**Work to do**
Copy out every line that contains the word "with".

########

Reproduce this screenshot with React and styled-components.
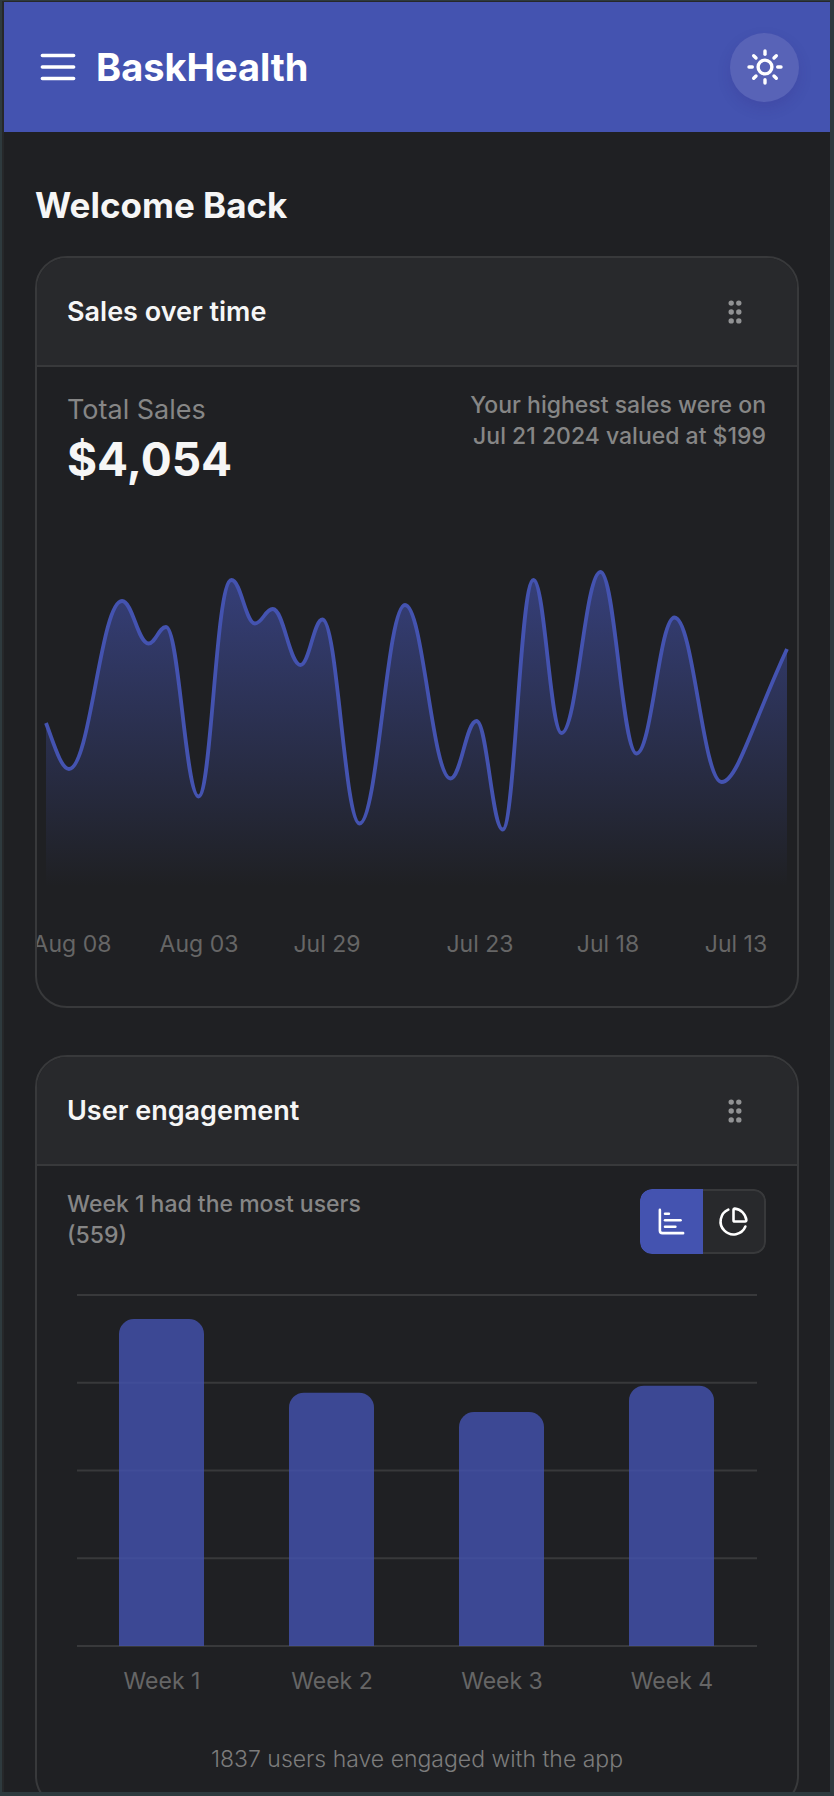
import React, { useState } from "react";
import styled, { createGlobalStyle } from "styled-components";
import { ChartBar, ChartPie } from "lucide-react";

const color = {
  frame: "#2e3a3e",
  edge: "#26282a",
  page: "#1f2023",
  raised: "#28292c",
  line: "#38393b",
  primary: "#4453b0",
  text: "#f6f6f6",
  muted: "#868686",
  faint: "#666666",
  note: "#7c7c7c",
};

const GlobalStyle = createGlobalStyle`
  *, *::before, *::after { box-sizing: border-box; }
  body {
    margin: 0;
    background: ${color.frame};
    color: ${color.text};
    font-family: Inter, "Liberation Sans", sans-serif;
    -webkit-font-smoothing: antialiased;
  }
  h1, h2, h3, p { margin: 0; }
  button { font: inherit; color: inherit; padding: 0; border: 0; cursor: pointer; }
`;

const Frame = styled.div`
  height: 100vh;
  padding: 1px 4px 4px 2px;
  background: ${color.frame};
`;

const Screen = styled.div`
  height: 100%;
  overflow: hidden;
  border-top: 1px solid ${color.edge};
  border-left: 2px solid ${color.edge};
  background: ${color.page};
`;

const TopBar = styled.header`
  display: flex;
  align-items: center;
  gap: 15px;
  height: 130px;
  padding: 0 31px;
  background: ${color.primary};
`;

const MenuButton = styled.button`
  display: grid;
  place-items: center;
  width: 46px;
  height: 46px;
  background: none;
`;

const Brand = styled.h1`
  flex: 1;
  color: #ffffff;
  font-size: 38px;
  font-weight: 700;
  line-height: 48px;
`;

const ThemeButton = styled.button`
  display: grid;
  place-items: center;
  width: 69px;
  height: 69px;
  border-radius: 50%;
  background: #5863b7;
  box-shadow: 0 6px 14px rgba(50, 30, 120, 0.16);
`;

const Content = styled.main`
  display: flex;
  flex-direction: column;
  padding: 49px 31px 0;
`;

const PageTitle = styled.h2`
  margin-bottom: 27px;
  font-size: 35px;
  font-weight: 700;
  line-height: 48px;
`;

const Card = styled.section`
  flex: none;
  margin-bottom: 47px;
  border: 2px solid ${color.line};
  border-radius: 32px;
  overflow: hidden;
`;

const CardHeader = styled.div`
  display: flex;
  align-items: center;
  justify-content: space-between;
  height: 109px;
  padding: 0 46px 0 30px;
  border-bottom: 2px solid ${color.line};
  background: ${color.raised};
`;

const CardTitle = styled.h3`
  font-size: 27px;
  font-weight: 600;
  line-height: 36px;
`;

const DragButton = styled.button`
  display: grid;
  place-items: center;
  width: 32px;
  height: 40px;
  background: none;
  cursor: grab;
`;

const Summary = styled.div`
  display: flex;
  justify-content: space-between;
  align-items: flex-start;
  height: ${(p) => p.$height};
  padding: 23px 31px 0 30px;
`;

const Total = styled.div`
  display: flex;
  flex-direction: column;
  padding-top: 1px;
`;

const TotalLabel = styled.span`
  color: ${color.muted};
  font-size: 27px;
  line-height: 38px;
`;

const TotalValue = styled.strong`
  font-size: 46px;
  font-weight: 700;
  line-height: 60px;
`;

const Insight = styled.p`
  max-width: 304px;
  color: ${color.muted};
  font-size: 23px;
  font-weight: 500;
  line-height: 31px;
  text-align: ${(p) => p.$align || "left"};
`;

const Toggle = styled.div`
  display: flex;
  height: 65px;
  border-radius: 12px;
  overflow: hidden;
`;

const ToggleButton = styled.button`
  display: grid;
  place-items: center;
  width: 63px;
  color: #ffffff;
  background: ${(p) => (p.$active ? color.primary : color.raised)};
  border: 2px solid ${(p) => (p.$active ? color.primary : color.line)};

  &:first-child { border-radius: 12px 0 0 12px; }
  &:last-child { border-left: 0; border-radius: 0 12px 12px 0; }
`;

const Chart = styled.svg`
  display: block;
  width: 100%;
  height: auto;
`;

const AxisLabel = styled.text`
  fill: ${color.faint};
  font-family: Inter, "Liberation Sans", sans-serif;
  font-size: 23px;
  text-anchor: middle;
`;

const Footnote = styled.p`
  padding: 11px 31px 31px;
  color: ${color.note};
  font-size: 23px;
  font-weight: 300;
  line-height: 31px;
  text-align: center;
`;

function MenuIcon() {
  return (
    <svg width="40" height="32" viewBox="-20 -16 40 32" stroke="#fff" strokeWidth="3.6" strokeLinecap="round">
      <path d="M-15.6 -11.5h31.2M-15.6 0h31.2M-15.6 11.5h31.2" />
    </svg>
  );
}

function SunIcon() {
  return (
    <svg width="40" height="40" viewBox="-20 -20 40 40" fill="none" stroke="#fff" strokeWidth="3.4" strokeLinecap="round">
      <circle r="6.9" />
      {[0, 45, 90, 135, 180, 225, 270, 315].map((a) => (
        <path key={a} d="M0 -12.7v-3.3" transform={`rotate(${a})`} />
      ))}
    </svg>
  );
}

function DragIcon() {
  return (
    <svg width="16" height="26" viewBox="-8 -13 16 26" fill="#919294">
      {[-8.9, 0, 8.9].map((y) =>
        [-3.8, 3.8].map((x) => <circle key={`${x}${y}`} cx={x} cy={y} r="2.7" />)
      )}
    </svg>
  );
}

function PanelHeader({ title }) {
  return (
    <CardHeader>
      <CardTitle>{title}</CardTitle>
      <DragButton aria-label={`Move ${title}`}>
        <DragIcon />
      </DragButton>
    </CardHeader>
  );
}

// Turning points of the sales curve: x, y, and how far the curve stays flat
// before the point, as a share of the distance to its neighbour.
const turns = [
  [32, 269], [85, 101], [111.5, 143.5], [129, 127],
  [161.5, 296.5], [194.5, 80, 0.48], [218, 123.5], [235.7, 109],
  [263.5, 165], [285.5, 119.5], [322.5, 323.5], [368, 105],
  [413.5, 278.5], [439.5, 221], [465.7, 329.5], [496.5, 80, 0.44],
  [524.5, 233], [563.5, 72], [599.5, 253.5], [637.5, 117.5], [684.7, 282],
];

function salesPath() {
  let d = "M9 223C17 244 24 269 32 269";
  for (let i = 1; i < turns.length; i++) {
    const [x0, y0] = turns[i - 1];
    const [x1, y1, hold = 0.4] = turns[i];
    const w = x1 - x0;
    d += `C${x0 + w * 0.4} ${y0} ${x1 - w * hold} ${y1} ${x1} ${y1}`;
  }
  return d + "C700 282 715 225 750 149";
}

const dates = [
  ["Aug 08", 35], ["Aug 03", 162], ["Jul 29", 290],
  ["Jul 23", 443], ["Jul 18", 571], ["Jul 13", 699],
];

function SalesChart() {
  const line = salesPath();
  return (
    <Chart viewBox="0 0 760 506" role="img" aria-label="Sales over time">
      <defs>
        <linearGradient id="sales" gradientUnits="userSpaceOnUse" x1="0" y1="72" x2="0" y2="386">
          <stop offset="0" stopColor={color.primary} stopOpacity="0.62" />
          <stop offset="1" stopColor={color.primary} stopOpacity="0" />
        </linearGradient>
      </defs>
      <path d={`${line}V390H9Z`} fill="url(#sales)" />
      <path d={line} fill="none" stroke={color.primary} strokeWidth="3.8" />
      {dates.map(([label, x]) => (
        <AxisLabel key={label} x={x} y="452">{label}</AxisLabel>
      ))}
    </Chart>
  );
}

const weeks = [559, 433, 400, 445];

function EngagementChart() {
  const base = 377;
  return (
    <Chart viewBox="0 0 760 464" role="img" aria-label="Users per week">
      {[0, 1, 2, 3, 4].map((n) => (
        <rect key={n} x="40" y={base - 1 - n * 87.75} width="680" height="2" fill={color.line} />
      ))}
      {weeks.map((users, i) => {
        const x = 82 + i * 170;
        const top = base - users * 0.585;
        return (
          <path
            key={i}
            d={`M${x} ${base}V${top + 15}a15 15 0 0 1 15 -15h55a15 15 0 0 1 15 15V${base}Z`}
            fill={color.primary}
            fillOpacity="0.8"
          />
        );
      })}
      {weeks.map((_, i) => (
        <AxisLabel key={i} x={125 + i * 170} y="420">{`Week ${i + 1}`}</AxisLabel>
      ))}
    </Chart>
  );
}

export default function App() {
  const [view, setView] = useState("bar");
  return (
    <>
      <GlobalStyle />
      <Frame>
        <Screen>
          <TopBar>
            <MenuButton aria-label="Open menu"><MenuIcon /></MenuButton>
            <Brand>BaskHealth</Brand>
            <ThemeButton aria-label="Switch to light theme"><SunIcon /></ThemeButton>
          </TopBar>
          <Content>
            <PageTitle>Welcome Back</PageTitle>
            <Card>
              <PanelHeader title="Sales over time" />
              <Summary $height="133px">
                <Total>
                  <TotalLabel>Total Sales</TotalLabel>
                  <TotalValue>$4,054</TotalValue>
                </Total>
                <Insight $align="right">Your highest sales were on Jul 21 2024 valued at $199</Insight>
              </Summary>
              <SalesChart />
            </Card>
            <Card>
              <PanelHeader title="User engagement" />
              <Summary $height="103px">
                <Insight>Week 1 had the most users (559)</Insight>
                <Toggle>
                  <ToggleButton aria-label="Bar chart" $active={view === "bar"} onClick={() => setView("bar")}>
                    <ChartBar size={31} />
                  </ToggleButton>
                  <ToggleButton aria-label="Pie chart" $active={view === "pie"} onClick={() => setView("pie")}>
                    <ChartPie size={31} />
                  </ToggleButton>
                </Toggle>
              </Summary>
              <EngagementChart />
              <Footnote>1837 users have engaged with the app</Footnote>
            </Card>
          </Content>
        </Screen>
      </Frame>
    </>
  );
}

########

**Expected answer**
Reproduce this screenshot with React and styled-components.
              <Footnote>1837 users have engaged with the app</Footnote>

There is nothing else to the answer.